● **Supplied records**:
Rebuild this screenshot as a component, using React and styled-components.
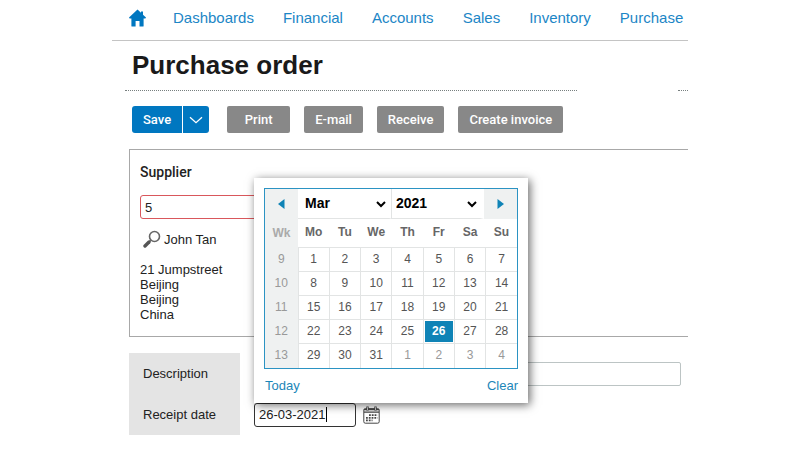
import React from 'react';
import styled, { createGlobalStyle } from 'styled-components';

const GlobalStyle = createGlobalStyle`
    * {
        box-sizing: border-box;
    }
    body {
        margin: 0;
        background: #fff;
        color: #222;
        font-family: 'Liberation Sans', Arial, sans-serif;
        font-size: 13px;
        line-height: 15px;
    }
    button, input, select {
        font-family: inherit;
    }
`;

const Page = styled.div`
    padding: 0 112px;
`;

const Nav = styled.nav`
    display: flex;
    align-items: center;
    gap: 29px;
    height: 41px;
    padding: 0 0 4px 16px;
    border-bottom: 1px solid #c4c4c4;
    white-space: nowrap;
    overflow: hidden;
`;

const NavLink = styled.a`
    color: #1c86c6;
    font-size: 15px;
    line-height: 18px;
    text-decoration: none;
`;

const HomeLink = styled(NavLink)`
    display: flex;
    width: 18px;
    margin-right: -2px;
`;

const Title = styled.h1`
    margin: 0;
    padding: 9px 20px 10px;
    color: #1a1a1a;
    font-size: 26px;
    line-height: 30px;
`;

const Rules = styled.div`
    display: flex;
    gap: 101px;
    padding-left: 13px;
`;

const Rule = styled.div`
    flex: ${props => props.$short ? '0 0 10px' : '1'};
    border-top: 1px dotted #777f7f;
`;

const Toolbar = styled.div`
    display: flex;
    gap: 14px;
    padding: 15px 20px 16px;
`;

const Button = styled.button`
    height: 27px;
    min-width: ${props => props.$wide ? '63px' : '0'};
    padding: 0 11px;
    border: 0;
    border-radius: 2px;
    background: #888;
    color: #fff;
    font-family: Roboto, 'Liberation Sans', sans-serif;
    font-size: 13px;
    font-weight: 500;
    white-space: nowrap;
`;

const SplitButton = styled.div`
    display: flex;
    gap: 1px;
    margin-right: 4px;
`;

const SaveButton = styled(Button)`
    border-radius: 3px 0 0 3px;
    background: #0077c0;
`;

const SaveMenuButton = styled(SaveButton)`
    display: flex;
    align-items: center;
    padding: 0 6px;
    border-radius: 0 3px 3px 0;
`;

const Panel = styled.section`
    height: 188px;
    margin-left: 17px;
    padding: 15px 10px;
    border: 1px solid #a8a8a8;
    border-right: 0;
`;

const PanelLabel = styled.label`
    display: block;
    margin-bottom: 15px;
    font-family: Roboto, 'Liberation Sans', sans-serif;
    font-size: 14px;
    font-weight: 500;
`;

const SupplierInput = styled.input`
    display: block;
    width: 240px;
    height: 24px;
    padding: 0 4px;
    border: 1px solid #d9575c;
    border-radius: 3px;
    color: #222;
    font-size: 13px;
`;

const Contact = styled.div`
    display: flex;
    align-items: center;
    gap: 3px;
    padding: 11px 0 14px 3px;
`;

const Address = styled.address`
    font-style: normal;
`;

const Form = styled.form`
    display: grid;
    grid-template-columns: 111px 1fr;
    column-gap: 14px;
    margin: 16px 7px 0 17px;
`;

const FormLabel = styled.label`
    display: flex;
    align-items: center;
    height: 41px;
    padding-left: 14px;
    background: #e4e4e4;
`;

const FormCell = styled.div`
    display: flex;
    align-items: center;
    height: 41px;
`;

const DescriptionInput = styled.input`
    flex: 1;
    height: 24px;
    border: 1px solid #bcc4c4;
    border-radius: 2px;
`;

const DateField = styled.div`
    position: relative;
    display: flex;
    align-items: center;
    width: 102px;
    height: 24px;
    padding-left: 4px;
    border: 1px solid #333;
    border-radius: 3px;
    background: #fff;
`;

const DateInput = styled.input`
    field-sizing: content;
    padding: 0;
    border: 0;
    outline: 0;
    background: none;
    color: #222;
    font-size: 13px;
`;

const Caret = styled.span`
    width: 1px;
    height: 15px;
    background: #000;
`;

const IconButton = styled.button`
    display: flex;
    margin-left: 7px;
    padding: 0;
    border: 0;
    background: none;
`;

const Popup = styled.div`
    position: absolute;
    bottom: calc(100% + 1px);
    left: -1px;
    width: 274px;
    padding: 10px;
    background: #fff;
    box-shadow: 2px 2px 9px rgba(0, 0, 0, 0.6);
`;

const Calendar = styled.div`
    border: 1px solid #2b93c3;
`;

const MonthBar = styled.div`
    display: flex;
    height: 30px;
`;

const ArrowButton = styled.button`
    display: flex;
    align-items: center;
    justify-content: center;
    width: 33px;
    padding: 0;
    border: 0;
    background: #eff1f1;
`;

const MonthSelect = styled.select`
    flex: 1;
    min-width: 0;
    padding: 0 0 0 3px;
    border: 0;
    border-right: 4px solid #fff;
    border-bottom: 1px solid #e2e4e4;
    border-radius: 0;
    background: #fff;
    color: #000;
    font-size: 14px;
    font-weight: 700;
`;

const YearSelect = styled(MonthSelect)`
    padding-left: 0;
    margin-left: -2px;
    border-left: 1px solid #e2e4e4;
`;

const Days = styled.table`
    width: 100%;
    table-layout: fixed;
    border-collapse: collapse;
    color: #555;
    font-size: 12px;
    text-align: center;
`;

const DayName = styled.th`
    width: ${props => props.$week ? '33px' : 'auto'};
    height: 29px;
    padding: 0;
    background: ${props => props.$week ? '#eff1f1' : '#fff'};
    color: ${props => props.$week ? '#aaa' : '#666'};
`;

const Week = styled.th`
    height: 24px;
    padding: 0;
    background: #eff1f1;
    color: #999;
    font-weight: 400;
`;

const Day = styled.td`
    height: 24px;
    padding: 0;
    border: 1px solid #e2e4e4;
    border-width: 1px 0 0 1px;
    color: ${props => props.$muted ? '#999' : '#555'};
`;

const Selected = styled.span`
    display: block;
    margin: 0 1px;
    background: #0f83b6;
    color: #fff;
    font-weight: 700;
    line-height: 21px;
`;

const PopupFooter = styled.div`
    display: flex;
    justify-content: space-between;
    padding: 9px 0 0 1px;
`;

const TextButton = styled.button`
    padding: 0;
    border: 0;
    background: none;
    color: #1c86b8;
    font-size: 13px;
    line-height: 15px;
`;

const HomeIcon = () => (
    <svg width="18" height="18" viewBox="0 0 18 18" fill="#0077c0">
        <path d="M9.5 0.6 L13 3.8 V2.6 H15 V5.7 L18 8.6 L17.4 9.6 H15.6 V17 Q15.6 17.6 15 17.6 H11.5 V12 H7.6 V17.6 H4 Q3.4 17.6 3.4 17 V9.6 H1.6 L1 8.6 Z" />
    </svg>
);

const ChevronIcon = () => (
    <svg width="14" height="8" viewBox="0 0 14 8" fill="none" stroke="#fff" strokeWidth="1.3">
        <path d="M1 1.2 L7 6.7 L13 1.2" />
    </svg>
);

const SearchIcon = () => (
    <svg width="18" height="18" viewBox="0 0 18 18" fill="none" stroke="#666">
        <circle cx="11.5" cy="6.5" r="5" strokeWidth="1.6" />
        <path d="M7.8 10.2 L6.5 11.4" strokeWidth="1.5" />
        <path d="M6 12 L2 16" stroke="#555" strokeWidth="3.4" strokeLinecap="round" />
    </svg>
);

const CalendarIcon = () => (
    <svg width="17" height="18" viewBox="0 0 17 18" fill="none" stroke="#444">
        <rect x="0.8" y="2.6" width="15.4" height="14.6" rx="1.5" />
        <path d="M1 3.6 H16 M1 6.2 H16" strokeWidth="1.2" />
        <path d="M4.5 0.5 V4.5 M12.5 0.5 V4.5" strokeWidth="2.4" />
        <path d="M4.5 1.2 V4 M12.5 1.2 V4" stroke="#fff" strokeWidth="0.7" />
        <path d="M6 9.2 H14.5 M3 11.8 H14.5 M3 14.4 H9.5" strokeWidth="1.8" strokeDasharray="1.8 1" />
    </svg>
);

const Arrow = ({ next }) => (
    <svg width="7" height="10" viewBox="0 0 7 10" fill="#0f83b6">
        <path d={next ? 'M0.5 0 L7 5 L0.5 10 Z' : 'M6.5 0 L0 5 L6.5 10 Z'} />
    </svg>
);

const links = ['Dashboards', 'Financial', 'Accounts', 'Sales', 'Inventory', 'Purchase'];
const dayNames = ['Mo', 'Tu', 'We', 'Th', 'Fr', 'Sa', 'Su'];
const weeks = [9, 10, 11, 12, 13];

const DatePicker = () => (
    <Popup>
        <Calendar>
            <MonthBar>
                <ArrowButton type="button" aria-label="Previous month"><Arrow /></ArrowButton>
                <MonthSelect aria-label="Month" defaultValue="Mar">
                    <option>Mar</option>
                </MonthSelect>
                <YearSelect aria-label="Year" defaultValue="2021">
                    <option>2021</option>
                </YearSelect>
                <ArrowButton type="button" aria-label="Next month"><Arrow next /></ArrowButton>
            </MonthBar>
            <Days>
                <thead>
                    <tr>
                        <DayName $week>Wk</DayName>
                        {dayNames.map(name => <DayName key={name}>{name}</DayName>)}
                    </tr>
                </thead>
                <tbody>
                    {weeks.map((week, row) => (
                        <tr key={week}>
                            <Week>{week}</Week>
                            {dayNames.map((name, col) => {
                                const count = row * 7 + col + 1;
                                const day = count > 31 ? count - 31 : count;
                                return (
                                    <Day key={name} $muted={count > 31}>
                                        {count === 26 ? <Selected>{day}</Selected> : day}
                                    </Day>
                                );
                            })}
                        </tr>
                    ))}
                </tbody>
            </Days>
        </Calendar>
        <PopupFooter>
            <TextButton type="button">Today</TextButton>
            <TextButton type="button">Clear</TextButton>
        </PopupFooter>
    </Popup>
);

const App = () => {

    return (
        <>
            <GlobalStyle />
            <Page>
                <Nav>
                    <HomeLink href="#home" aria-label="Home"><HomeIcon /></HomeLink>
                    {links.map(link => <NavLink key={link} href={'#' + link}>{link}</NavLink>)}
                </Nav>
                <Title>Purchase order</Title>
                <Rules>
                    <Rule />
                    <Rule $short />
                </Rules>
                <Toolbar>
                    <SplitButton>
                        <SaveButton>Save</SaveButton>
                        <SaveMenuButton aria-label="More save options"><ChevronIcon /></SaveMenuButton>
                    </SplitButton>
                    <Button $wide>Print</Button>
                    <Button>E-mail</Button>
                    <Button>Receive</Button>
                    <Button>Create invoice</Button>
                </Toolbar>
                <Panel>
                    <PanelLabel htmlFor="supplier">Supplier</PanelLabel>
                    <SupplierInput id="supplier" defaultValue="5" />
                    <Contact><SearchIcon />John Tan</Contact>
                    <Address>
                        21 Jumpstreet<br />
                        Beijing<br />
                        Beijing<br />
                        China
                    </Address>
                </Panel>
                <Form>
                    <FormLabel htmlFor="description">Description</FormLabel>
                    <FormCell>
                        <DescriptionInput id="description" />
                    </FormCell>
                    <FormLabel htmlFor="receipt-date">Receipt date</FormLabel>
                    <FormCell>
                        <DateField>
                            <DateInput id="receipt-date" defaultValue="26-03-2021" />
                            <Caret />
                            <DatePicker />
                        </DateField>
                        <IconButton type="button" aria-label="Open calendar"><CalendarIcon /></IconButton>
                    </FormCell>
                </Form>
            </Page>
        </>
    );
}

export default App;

---

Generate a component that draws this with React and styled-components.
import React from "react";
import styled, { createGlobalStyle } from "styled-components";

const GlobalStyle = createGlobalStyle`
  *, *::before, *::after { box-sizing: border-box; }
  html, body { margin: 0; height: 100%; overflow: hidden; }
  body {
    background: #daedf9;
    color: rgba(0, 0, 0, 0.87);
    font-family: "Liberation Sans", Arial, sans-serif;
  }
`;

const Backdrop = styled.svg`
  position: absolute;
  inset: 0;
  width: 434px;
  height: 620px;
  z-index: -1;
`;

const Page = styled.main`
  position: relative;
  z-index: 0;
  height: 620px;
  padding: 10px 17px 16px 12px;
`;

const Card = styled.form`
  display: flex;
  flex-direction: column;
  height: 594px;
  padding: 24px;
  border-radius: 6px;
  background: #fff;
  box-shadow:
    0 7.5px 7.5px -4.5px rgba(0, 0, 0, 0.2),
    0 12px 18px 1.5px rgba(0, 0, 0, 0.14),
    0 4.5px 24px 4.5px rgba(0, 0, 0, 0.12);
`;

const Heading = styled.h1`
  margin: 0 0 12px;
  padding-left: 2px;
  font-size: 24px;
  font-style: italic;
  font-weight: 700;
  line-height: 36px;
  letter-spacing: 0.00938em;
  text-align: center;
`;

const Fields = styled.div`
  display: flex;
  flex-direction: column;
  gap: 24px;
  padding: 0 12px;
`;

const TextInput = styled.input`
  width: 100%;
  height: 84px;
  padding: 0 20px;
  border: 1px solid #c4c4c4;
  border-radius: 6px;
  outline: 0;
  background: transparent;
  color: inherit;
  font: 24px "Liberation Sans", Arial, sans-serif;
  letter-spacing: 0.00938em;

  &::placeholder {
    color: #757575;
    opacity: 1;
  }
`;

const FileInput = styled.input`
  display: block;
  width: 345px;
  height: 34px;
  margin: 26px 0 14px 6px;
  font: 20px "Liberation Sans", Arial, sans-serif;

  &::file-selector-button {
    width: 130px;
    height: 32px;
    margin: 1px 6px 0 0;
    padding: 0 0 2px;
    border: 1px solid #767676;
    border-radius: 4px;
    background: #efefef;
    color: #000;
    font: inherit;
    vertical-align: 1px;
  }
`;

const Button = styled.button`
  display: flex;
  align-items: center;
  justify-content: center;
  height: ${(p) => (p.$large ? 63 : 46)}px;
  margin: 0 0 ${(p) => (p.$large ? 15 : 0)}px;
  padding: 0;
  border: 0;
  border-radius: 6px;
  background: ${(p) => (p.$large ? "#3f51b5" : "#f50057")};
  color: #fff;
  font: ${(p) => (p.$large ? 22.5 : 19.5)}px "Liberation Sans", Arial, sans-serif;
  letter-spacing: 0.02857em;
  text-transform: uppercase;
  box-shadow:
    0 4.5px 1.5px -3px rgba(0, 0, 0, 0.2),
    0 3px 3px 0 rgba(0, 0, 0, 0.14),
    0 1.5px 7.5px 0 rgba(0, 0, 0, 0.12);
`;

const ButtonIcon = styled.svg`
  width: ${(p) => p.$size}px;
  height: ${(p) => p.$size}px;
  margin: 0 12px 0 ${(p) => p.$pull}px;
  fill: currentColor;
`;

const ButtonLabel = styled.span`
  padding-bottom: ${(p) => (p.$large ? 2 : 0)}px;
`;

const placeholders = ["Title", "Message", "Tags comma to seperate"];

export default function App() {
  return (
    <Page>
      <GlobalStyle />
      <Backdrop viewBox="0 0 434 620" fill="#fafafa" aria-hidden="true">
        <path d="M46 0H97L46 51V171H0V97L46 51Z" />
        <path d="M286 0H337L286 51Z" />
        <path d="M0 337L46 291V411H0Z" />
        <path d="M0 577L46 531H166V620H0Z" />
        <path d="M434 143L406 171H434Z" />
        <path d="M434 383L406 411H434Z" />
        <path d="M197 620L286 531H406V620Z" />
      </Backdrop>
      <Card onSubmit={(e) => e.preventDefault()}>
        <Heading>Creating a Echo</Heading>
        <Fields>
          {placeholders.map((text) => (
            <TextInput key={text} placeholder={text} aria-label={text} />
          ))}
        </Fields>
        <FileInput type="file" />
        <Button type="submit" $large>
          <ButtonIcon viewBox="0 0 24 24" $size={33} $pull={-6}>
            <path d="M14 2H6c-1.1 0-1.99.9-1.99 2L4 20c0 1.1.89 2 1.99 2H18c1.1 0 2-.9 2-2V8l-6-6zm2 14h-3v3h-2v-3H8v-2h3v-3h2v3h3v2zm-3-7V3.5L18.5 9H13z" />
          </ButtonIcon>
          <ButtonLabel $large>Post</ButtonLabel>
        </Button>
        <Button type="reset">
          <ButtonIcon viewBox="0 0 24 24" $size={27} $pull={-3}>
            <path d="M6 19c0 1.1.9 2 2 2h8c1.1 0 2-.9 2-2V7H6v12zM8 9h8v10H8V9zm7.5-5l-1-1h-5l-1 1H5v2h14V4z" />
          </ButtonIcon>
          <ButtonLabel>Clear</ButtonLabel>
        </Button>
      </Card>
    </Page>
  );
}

--

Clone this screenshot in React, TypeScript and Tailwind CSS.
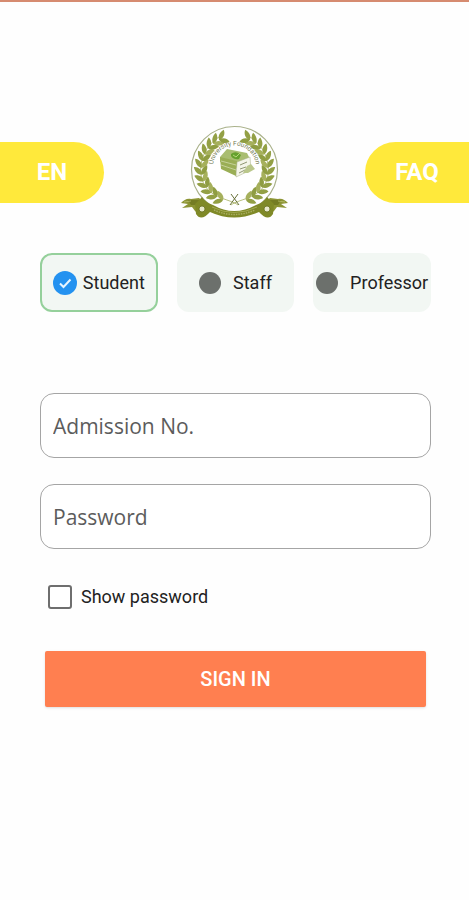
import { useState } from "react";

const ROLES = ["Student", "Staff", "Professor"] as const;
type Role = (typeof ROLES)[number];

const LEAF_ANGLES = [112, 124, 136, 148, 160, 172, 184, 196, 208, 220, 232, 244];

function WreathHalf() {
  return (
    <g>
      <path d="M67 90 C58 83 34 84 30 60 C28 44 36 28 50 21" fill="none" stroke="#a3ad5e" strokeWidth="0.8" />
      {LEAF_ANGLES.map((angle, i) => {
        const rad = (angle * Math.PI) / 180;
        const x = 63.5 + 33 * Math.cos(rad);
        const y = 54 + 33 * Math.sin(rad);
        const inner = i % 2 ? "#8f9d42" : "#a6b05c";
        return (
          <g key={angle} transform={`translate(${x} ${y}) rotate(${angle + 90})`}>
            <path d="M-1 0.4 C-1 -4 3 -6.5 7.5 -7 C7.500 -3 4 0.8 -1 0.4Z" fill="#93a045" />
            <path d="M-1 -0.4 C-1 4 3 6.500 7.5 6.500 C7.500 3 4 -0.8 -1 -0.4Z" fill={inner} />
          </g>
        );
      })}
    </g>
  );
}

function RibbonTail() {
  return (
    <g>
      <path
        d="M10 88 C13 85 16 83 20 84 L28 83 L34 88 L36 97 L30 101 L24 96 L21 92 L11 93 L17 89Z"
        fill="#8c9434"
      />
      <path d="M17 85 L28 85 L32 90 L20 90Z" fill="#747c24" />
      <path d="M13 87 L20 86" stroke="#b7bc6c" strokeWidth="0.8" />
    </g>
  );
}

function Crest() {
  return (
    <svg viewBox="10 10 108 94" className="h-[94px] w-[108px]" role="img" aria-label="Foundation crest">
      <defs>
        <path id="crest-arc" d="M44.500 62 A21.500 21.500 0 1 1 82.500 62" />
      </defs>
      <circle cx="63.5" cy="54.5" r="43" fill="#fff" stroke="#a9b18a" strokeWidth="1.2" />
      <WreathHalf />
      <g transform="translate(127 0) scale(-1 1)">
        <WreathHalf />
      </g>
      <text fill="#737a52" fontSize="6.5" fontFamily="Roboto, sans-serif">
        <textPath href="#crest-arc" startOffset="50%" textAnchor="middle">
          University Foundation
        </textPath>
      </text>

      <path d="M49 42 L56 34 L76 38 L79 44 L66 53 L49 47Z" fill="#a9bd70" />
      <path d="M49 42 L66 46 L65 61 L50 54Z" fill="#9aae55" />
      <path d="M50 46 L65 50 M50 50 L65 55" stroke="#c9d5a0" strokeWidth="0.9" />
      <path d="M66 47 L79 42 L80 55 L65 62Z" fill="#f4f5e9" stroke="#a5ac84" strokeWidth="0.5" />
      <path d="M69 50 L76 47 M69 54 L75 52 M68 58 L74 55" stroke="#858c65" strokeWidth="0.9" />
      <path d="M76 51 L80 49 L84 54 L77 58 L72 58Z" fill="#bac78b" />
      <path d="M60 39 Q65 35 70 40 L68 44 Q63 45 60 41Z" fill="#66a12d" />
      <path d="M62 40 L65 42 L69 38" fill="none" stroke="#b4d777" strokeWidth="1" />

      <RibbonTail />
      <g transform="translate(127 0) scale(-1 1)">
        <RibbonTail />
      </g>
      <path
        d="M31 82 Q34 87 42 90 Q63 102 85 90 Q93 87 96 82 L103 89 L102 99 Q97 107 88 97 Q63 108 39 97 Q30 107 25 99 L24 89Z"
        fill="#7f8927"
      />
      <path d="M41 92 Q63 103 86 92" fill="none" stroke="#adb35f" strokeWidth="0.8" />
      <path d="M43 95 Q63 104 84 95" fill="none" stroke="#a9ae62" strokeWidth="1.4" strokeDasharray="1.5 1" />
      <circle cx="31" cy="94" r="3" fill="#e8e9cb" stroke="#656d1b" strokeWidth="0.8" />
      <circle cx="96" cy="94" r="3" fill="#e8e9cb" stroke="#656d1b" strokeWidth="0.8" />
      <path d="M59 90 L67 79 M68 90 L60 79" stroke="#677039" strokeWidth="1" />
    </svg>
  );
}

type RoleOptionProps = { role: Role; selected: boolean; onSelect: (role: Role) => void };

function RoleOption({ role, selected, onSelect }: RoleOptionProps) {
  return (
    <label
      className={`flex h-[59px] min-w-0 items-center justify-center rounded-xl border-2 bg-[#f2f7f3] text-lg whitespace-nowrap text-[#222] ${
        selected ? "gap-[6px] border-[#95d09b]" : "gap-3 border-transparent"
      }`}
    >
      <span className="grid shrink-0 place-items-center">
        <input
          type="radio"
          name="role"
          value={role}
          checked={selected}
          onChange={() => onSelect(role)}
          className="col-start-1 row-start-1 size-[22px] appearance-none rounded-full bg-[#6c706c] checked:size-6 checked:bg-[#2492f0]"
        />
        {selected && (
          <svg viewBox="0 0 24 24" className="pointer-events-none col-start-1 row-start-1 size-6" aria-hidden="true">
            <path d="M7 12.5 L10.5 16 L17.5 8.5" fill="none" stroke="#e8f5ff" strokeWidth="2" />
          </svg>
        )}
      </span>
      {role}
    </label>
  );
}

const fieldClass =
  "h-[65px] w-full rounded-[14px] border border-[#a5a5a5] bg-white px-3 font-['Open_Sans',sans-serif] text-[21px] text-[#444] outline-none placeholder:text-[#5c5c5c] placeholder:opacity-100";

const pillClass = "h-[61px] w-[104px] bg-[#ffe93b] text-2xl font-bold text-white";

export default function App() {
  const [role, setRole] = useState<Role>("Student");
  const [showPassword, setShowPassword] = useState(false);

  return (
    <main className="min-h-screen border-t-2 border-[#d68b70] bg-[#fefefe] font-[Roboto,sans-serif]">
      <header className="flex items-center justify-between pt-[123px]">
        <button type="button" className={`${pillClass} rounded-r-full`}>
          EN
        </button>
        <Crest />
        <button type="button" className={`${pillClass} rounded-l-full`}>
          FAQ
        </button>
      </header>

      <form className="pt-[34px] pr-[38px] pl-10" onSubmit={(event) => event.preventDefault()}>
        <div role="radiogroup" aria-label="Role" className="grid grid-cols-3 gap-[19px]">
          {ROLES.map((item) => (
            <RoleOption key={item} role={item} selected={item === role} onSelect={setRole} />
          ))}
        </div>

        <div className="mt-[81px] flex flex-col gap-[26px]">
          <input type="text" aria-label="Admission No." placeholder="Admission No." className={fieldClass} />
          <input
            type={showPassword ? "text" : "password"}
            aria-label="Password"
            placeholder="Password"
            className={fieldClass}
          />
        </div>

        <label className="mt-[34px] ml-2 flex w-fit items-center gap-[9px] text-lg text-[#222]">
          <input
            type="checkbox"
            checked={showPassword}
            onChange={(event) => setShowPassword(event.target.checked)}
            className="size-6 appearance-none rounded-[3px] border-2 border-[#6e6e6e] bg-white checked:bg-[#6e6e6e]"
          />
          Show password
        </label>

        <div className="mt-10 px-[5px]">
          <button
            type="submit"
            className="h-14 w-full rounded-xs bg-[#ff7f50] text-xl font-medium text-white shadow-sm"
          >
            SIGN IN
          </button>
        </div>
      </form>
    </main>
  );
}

● **What you will do**:
Pick out and copy the lines of the material that include the word "components".

● **Result for this exercise**:
Rebuild this screenshot as a component, using React and styled-components.
import styled, { createGlobalStyle } from 'styled-components';
Generate a component that draws this with React and styled-components.
import styled, { createGlobalStyle } from "styled-components";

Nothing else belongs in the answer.